Why we laugh and why we don’t

That’s My Boy

Ken Levine posited on a recent podcast about why we laugh and why we don’t. He talked about going to a Los Angeles-area theater to see a production of Peter Pan Goes Wrong. It’s a “comedy play by Henry Lewis, Jonathan Sayer, and Henry Shields of the Mischief Theatre Company, creators of The Play That Goes Wrong (2012).”

Apparently, and I’ve never seen it, The Play That Goes Wrong is comedy gold. But he found Peter Pan to be a retread, humorous, but not nearly as side-splittingly funny.

Yet, he might see an old comedy bit that he had watched dozens of times, and it still cracks him up. Why is that?

I wrote to Ken with my working theory. “For you, Peter Pan is not funny to you because of the lack of surprise. “For me, it’s Airplane 2. It’s the same film as Airplane, except for the Art Fleming JEOPARDY bit, which is good. So it’s largely unfunny.

“Why is seeing the same bit again funny? Because you recall the surprise and you relive it. A prime example is Frasier: Niles ironing. That thing always slays me, partly because I was so surprised by that type of physical comedy in a more ‘cerebral’ comedy show. So when I see it again, it’s still funny because I relive the joy.   

“Another of mine is The Germans bombed Pearl Harbor speech in Animal House.” {Language, BTW].” 

Timing

As I think of it, most of the best bits require a build-up, or at least a pre-knowledge of the characters. Who’s On First lives on Lou Costello’s increased frustration with Bud Abbott’s explanation of the baseball players’ names.

In The Dick Van Dyke Show’s That’s My Boy, Rob and Jerry go through absurd testing before the punchline, which, when I was 10, truly cracked me up. (One could start at 18 minutes in and get the gist.)


What Have The Romans Ever Done for Us from Monty Python’s The Life of Brian always works for me. Incidentally, I never understood why some folks found the film anti-Christian since it was clear from the first scene that Brian was NOT Jesus.

But foreknowledge is not always required. I’ve cited Lou Grant’s initial interview with Mary Richards on the first episode of The Mary Tyler Moore Show. “I HATE spunk,” I wrote to a Wordle buddy, who used it trying to get to SKUNK.

My wife cited bits from The Carol Burnett Show: her Tarzan yell, the curtain dress (at 15:00), and Tim Conway as a dentist. She also noted Bob and Ray’s bit about slow speakers, the chocolate conveyor belt scene from I Love Lucy, and the Michigan J. Frog cartoon.

What comedy bits always make you laugh? And what comedy retreads left you cold?

Author: Roger

I'm a librarian. I hear music, even when it's not being played. I used to work at a comic book store, and it still informs my life.

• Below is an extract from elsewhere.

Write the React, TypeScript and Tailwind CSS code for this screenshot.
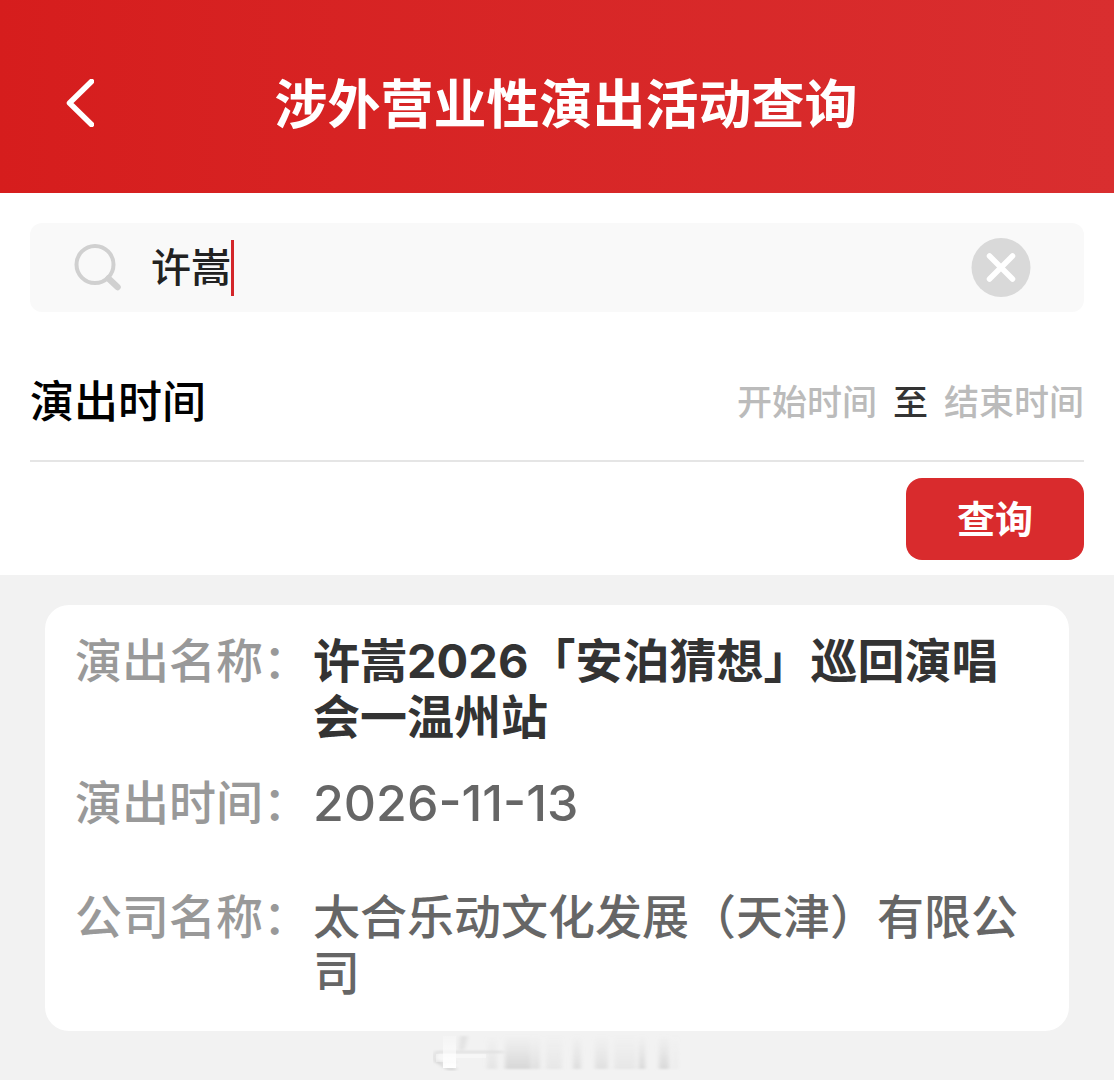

I won once on JEOPARDY! - ditto.

2 thoughts on “Why we laugh and why we don’t”

  1. The unaired (because there’s one rough word at the end) “elephant sketch” from a “Mama’s Family” bit on the Carol Burnett show (IYKYK). That one reliably makes me laugh.

    Though often the things I find funniest are the dumb incongruous one-off things. Like that picture that circulates on the internet of a salad bar where the spinach is labeled “Spinch.” I can’t explain why things like that make me laugh, but they do.